* **Provided material**
-- Start --

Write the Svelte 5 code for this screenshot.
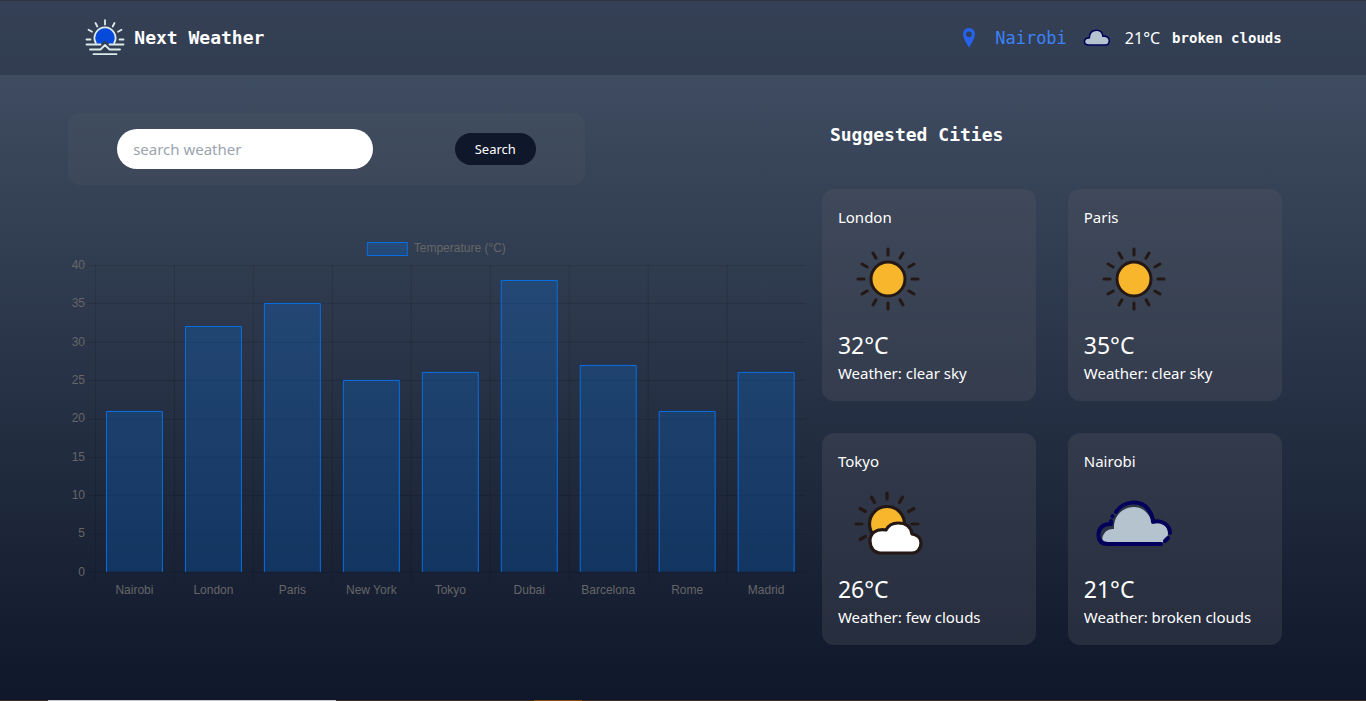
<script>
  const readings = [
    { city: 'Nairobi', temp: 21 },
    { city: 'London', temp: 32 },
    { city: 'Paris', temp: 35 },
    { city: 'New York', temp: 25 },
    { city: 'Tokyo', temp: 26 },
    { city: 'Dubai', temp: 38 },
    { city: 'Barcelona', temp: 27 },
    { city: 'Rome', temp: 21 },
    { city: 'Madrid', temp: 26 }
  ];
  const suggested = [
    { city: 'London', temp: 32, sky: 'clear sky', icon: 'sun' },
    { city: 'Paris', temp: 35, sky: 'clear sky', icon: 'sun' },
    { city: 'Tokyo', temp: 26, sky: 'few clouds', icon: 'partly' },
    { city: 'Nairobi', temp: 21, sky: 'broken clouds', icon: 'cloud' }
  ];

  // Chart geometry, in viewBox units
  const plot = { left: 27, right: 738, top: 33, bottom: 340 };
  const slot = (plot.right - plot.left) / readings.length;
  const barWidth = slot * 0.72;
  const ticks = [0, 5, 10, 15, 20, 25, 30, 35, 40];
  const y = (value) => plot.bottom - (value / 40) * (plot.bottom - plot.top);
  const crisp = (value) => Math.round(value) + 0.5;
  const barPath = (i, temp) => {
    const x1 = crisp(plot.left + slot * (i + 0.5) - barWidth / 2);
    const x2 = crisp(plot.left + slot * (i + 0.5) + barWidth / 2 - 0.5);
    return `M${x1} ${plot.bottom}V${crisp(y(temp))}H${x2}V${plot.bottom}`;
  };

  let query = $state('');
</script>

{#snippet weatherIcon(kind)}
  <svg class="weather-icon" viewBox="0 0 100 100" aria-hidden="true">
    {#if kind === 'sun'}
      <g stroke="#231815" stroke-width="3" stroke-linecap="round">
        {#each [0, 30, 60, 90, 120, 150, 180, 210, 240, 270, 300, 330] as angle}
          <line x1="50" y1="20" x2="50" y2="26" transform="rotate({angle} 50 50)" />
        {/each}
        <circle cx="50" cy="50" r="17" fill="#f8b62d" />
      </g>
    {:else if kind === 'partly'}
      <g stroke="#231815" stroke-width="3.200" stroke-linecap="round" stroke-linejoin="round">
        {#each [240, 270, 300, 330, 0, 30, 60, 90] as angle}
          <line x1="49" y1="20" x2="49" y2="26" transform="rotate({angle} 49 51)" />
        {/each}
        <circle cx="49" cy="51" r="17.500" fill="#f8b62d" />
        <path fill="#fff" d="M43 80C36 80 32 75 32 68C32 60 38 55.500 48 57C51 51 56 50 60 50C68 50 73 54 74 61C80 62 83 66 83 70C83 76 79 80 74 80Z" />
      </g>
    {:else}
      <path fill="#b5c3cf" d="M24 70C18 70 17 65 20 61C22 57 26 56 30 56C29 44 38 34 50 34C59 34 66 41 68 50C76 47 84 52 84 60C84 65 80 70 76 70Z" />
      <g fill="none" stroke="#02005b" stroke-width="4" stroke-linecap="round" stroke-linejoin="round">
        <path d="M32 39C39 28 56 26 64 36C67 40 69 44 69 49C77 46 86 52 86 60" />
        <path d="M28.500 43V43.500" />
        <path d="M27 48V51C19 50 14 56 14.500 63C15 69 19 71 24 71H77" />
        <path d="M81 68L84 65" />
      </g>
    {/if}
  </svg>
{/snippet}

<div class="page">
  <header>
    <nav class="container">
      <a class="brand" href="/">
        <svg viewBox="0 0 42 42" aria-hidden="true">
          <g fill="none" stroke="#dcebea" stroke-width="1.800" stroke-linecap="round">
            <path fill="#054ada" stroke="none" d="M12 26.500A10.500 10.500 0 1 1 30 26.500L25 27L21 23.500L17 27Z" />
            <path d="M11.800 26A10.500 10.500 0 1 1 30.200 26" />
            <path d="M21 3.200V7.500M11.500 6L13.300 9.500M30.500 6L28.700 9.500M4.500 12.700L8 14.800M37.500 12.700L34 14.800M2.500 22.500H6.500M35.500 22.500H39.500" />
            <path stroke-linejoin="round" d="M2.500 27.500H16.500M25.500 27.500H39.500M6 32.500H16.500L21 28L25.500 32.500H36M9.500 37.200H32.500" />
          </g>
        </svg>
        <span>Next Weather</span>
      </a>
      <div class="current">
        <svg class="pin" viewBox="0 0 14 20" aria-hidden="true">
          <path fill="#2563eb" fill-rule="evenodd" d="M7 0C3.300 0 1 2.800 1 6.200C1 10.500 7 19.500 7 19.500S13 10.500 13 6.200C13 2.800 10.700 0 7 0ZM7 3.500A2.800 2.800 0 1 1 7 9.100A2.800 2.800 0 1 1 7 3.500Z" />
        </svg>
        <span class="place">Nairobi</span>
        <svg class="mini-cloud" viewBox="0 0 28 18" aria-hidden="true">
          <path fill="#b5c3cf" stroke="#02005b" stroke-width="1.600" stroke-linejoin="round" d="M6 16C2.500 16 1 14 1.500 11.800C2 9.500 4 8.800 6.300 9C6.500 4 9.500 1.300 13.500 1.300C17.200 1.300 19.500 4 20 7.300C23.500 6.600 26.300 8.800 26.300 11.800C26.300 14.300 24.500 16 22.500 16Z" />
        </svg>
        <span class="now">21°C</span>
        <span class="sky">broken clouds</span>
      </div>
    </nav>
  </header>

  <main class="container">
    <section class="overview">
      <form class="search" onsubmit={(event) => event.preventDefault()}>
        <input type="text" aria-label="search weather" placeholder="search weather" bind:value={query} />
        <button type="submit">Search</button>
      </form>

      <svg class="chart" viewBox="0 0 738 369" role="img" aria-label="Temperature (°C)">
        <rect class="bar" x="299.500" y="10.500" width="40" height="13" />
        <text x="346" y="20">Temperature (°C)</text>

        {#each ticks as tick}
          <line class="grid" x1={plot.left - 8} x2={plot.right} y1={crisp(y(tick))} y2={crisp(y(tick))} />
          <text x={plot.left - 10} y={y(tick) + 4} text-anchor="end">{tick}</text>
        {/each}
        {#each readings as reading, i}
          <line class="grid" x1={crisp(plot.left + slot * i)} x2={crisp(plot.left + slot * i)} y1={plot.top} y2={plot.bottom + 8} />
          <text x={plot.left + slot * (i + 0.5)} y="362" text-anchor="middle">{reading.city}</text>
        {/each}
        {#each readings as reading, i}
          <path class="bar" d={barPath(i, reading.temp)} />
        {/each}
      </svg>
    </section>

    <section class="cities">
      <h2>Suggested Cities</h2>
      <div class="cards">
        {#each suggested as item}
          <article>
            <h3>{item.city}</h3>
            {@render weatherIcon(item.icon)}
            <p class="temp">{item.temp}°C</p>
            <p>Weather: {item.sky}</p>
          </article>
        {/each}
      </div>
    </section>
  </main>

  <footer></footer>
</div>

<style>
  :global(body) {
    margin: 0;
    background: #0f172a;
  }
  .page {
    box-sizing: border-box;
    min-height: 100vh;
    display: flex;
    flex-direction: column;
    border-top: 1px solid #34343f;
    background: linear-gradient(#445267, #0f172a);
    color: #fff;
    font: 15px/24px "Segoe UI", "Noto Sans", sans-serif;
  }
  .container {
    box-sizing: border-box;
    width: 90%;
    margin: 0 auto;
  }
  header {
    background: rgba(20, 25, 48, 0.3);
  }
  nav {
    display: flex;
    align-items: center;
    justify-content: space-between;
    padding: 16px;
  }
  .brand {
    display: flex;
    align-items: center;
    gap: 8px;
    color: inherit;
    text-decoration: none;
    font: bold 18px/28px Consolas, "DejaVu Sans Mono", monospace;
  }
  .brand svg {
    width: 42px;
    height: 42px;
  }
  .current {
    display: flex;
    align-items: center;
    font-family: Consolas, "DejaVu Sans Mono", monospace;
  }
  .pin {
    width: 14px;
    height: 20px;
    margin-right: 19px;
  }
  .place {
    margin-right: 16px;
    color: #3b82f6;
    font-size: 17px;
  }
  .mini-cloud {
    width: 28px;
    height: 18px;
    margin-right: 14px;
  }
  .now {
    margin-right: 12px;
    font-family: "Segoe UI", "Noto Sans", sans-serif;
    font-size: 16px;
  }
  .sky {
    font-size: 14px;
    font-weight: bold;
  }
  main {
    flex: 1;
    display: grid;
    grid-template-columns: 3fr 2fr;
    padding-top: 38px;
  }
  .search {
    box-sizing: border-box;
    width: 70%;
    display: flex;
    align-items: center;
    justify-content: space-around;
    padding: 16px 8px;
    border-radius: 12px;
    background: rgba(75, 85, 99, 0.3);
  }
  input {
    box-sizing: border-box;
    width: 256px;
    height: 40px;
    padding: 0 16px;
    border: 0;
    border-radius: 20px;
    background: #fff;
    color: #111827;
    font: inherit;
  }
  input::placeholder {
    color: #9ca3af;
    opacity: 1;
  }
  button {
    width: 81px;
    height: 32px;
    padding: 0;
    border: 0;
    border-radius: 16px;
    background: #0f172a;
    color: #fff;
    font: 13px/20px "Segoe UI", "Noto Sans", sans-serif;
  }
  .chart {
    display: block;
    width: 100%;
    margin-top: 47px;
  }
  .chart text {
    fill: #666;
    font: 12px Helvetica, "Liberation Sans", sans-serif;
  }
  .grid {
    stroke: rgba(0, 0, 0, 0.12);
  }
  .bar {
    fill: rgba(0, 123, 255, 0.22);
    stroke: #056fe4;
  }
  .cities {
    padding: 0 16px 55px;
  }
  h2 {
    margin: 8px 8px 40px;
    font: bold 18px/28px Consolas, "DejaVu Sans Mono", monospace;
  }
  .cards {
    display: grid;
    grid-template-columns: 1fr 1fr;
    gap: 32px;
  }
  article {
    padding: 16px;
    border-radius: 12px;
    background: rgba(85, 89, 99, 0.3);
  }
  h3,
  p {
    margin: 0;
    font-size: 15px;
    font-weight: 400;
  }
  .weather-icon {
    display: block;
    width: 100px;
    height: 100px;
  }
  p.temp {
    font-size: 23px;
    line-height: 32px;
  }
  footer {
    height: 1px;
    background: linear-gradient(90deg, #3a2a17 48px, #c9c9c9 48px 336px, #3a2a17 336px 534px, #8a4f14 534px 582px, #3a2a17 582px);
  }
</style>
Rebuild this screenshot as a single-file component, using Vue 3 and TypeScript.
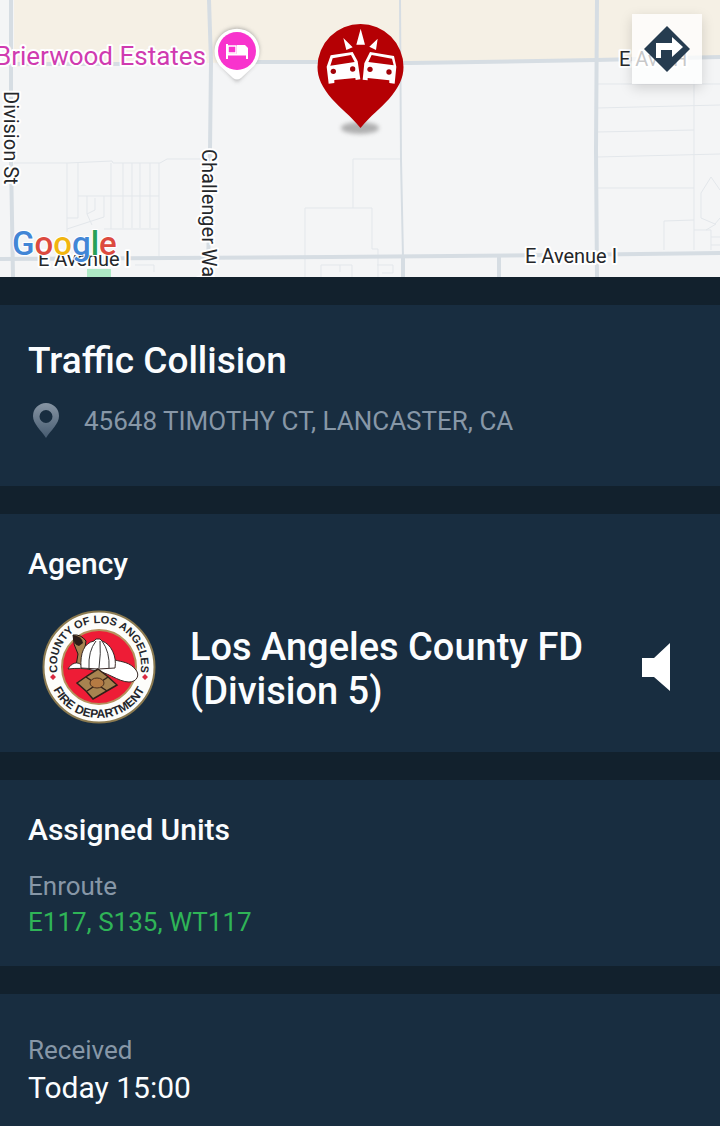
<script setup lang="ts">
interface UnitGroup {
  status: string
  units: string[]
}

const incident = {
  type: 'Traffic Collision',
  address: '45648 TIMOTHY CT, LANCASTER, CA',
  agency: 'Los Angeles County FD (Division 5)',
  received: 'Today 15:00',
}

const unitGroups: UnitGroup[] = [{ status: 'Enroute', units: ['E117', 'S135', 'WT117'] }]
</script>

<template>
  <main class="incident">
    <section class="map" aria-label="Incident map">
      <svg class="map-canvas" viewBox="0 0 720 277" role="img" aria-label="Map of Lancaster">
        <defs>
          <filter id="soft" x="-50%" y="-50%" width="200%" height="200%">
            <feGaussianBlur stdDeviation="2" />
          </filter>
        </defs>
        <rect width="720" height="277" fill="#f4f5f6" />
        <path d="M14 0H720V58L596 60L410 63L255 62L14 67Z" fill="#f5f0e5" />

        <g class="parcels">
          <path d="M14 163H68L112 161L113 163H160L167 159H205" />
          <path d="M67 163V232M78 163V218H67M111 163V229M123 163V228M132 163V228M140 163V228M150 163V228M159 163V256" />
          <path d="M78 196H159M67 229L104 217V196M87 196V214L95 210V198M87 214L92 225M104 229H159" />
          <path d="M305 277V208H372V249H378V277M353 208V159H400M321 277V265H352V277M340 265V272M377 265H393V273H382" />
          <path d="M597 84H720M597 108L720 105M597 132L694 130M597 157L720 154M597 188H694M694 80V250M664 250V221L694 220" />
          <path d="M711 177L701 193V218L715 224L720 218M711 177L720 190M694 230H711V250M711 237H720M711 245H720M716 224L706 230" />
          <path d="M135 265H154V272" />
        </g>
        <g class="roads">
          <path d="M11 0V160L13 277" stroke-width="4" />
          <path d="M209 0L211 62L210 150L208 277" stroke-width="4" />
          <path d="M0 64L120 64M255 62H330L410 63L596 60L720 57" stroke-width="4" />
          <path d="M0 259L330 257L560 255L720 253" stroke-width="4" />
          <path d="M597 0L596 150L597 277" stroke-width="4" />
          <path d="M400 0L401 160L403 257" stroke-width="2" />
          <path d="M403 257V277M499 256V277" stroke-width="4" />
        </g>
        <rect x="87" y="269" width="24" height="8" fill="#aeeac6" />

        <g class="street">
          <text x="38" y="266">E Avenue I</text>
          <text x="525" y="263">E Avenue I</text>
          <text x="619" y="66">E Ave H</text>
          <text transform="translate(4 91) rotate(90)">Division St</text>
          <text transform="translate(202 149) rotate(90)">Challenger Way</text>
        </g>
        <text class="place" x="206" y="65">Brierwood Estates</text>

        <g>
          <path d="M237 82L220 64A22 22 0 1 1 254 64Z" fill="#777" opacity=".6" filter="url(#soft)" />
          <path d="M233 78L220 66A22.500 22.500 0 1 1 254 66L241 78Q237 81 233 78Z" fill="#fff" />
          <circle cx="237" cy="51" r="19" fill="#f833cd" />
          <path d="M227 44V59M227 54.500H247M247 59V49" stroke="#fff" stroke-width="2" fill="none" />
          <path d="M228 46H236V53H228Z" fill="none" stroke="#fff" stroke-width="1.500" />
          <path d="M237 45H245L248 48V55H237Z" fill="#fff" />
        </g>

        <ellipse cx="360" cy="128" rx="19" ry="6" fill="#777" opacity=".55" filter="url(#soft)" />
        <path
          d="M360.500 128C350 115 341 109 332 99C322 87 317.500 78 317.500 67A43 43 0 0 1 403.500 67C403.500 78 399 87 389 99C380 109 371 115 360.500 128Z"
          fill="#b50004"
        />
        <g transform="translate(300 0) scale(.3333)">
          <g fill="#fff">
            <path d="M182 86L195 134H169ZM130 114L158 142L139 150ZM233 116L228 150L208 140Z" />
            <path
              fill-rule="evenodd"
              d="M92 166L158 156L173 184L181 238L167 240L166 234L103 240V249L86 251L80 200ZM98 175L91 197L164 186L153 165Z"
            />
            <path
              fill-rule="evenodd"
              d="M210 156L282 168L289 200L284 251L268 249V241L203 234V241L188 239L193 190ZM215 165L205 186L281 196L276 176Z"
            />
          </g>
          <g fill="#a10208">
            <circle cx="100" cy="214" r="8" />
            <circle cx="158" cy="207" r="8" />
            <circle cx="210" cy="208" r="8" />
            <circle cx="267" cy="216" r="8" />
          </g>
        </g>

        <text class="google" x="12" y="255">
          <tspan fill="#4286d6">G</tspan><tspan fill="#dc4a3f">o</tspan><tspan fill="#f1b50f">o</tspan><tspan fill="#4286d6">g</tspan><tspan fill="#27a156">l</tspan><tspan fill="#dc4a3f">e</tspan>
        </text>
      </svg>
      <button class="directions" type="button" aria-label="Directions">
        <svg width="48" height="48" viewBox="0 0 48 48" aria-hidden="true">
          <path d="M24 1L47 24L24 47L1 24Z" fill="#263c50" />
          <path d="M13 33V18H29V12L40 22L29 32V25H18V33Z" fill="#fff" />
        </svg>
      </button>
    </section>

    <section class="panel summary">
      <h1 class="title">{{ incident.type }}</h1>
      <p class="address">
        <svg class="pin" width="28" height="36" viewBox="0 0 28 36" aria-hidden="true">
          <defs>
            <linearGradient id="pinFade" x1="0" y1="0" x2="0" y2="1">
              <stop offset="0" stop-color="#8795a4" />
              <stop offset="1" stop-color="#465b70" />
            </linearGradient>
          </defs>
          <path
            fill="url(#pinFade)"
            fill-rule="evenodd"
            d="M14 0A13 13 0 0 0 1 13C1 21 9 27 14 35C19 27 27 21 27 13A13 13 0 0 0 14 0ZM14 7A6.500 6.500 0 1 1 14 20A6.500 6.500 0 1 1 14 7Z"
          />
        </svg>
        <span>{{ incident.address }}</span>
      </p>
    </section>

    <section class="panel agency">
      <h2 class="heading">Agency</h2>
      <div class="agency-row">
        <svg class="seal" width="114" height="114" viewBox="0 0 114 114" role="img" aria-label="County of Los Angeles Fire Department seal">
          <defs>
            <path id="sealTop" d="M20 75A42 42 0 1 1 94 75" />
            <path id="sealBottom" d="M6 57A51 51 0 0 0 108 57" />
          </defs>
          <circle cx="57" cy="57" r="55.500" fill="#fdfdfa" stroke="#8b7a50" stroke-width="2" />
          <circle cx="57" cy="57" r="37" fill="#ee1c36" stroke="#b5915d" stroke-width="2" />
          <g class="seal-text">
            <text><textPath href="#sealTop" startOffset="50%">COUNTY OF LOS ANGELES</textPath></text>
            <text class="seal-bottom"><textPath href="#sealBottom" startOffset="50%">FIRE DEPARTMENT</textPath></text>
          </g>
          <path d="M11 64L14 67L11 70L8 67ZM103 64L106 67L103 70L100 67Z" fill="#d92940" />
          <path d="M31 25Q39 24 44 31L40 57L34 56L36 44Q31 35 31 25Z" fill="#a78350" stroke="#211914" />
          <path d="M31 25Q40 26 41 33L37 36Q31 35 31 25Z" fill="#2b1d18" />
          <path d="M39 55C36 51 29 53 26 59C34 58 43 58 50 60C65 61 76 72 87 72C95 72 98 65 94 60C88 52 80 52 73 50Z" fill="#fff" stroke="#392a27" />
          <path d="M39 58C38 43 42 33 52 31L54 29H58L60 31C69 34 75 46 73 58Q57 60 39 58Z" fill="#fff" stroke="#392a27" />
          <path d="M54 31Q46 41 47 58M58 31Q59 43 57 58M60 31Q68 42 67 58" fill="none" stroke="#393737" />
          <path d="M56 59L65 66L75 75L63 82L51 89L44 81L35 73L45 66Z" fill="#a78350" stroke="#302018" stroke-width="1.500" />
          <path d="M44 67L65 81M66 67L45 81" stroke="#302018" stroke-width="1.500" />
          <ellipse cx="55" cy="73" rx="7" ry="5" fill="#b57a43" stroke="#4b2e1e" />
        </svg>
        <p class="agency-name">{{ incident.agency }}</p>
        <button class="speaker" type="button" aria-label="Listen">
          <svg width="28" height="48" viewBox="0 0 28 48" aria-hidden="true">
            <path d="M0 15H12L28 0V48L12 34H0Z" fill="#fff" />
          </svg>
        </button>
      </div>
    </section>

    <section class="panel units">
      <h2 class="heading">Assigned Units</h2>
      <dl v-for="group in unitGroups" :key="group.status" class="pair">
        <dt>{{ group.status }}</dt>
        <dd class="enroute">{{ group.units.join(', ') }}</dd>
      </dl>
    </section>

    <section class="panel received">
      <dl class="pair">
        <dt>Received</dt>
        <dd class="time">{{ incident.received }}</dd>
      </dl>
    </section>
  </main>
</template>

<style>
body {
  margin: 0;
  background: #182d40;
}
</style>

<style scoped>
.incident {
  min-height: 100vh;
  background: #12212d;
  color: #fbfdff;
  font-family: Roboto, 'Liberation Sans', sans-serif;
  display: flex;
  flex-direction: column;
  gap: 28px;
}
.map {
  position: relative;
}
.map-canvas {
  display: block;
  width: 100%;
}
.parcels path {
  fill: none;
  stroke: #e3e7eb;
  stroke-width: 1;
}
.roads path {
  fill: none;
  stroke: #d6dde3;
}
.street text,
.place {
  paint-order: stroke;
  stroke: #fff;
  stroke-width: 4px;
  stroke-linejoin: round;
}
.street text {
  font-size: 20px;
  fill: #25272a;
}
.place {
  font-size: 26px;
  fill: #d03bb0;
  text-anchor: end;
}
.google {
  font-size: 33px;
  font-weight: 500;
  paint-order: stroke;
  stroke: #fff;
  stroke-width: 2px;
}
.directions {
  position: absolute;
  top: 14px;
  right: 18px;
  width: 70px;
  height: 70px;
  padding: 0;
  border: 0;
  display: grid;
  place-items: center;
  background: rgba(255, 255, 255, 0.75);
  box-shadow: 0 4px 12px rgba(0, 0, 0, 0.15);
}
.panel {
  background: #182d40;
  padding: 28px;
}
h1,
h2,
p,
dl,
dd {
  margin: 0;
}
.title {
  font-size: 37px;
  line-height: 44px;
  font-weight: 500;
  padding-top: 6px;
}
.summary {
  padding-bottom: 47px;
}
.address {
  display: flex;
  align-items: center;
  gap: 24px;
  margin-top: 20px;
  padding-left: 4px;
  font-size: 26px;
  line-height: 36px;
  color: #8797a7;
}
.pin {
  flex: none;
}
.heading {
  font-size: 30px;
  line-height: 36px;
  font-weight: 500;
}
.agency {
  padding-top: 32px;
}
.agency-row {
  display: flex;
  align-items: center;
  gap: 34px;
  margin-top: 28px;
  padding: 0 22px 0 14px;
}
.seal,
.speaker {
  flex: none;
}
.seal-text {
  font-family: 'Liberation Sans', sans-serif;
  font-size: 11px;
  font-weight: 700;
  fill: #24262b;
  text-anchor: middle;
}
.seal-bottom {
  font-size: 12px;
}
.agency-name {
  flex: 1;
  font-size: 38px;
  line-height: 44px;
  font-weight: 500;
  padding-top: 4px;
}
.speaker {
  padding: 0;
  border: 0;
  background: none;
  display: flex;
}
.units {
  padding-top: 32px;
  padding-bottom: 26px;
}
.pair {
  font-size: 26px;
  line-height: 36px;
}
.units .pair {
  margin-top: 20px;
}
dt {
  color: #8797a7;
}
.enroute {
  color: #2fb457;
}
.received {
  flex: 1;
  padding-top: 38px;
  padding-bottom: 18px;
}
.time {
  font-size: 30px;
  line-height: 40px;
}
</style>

-- End --

* **Task to complete**
From the records above, quote word for word only the lines beginning at the line that has "Rebuild this screenshot" and stopping after the line that has "0H720V58L596 60L410 63L255". Omit the pictures.

* **The reply**
Rebuild this screenshot as a single-file component, using Vue 3 and TypeScript.
<script setup lang="ts">
interface UnitGroup {
  status: string
  units: string[]
}

const incident = {
  type: 'Traffic Collision',
  address: '45648 TIMOTHY CT, LANCASTER, CA',
  agency: 'Los Angeles County FD (Division 5)',
  received: 'Today 15:00',
}

const unitGroups: UnitGroup[] = [{ status: 'Enroute', units: ['E117', 'S135', 'WT117'] }]
</script>

<template>
  <main class="incident">
    <section class="map" aria-label="Incident map">
      <svg class="map-canvas" viewBox="0 0 720 277" role="img" aria-label="Map of Lancaster">
        <defs>
          <filter id="soft" x="-50%" y="-50%" width="200%" height="200%">
            <feGaussianBlur stdDeviation="2" />
          </filter>
        </defs>
        <rect width="720" height="277" fill="#f4f5f6" />
        <path d="M14 0H720V58L596 60L410 63L255 62L14 67Z" fill="#f5f0e5" />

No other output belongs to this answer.